The present invention relates to racetrack memory devices, and more specifically, to racetrack memory cells having vertical nanowire storage elements.
Racetrack memory is a type of non-volatile magnetic memory that utilizes current-controlled motion of magnetic domain walls in a magnetic nanowire to encode information. Multiple magnetic domain walls can be moved along the nanowire “racetrack.” In typical configurations, a magnetic tunnel junction (MTJ) is located at a distinct location along the track; the MTJ is used to read out the device by sensing the magnetization of the nanowire as domain walls shift through the nanowire.
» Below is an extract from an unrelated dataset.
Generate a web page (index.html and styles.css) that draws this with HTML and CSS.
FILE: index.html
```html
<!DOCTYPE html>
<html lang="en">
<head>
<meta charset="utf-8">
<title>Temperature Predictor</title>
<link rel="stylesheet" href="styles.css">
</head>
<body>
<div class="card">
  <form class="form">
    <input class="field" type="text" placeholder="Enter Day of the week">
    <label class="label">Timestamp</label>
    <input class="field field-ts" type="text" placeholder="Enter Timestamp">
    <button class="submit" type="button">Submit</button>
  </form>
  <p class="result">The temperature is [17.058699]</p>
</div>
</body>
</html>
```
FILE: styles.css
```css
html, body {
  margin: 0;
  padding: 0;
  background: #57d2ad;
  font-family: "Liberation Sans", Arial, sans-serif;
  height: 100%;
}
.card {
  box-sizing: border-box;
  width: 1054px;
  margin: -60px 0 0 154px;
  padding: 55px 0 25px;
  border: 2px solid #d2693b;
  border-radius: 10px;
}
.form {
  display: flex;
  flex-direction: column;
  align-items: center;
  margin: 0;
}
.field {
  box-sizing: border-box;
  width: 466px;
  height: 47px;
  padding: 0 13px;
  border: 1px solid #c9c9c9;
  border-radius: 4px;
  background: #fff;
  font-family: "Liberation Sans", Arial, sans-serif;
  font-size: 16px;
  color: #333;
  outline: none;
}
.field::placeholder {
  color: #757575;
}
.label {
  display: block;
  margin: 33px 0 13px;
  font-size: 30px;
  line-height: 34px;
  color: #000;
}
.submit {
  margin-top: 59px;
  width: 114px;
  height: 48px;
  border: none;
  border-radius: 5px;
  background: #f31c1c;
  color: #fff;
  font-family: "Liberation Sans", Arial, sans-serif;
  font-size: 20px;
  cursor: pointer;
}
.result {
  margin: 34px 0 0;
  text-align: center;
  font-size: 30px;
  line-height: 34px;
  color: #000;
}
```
Typical configurations implement in-plane nanowires, horizontally positioned with respect to the wafer plane. It had been theorized that to achieve very high bit density, the ideal racetrack memory cell would have the racetrack nanowire oriented perpendicular to the wafer plane. Devices with such vertically oriented racetracks are extremely challenging to build, and there have been proposals for vertical racetrack cells but few structures proposed that have any specific details about the structure or fabrication methods, and no practical method proposed to integrate an MTJ for readout. Furthermore, integration of an MTJ in direct contact with the nanowire is challenging even in planar-nanowire configurations, because it often introduces process defects that lead to pinning of the domain walls at the site of the MTJ. To date there is no known fabrication method for vertical nanowires.